The price we’ve paid for the convenience of the “McDonaldsization of America”
was high, stretching well beyond numbing uniformity. We became a nation
of lard butts.
* * *
As fascinated by the wonders of the new-fangled tube as we were, our parents were forced to confront the dark possibilities that lurked like sandworms beneath the surface of planet America. With the specter of a South Vietnamese village named Bien Tre yet a ghost in the white noise, our parents finally came to grips with the fact that the junior senator from Wisconsin was doing more damage to the political fabric than pinkos, fellow travelers or outright communists, not to mention a parking lot full of juvenile delinquents.
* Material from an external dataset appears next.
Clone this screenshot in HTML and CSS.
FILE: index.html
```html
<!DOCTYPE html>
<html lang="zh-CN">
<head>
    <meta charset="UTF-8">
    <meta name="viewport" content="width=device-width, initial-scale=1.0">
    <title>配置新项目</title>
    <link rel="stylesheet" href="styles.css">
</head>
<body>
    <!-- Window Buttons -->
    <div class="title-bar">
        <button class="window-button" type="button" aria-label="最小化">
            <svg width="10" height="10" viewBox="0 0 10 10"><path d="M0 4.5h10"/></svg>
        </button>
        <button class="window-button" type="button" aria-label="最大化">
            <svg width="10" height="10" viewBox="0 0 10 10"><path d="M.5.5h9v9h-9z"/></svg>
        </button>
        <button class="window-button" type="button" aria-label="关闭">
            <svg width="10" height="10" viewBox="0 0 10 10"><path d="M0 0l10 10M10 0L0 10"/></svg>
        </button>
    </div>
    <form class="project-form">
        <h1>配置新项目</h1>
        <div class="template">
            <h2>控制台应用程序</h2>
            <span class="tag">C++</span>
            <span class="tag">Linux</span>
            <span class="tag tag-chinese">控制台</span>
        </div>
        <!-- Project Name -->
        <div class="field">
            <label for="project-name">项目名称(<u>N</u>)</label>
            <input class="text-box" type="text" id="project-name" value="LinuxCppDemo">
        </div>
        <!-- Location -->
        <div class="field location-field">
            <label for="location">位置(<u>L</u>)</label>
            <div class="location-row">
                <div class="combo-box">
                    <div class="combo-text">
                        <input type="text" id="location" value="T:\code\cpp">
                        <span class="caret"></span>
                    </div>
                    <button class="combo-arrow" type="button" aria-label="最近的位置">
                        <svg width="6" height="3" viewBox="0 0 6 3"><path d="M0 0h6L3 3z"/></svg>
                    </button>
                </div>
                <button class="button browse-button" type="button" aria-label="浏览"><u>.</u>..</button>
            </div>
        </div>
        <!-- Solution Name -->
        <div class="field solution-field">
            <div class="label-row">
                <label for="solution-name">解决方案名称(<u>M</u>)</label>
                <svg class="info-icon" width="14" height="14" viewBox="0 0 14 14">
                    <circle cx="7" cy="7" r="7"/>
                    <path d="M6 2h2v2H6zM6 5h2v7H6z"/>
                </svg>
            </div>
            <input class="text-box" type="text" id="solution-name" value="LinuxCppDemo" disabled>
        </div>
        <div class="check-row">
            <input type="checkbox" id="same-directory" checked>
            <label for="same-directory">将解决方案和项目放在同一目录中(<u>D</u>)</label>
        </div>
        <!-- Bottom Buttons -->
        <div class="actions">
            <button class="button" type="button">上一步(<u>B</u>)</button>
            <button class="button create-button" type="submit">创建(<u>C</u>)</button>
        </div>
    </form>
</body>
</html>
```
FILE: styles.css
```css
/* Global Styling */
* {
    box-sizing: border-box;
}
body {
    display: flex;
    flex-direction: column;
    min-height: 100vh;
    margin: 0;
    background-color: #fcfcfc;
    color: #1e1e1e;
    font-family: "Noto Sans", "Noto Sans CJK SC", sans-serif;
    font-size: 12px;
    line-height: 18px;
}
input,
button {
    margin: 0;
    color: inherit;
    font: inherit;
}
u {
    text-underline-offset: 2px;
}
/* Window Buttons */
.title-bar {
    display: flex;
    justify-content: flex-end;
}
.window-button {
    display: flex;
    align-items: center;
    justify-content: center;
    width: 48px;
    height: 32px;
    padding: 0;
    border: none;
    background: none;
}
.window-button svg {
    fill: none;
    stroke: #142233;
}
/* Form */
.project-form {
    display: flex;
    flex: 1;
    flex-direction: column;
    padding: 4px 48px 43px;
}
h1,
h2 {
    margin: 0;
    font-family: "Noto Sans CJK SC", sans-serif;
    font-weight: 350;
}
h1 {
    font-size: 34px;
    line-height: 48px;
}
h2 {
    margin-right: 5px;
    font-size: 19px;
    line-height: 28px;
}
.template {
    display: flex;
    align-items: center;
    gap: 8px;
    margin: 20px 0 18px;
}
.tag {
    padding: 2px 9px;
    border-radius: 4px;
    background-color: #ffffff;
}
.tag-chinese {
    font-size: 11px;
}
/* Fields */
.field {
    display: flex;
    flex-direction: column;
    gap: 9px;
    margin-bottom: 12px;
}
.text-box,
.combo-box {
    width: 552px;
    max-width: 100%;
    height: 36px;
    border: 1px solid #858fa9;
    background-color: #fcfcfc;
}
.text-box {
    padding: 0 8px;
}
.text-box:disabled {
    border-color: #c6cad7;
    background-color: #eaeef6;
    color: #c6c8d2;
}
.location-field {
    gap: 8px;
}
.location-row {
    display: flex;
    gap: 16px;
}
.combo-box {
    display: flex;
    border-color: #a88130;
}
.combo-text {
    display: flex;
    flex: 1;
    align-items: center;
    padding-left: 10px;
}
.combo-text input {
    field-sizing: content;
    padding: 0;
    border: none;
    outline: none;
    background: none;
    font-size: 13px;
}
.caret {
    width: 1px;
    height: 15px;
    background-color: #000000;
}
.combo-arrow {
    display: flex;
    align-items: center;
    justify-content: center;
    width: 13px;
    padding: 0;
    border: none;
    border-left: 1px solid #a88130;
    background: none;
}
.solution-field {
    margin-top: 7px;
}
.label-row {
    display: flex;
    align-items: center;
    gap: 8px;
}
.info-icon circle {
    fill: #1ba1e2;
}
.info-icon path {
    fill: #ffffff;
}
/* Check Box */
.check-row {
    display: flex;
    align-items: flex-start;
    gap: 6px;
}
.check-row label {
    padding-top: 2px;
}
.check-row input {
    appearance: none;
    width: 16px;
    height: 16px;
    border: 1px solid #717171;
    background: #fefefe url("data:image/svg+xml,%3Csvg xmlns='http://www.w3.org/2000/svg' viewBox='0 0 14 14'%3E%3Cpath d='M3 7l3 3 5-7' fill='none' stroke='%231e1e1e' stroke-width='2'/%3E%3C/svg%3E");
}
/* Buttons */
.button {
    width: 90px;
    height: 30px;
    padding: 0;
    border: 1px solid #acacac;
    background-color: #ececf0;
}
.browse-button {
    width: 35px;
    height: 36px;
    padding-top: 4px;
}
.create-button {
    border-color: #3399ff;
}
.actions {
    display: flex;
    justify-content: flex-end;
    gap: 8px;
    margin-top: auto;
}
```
In what can only be explained as the insanity of self-promotion, this runaway train accused the United States military of being riddled with these traitorous types. After an extensive “investigation,” McCarthy came away with one “trophy,” an army dentist at Fort Monmouth, New Jersey, with a leftist past. The victory came at the expense of his career. The televised Army-McCarthy hearings showed this abusive liar to be unworthy of his Senate seat. When Army Counsel Welch chastised him for his gutter-sniping, ad hominem attacks, damn few people watching at home disagreed. Even the timid (in those days) press corps broke into applause.
“Until this moment, Senator, I think I never really
gauged your cruelty or your recklessness ... If it were in my power to
forgive you for your reckless cruelty, I would do so. I like to think I
am a gentle man, but your forgiveness will have to come from
someone other than me ... sir, at long last, have you no sense of decency?”
— Joseph Welch during the Army-McCarthy hearings
An abashed McCarthy shrugged as if to say, “What did I do?” Through his own Nixonian musings about his life, he gave new meaning to the question Ike posed about him, “How stupid can you get?”
While it was true he was not responsible for the Red Scare, this egregious fool of a man, who accused the Democratic Party of “twenty years of treason,” distorted and cheapened the political process. His legacy, which his supporters must inevitably share, was hate, divisiveness and demagoguery disguised as “Awl shucks” populism.
The Senate censured him in December and he died a broken, disgraced alcoholic three years later.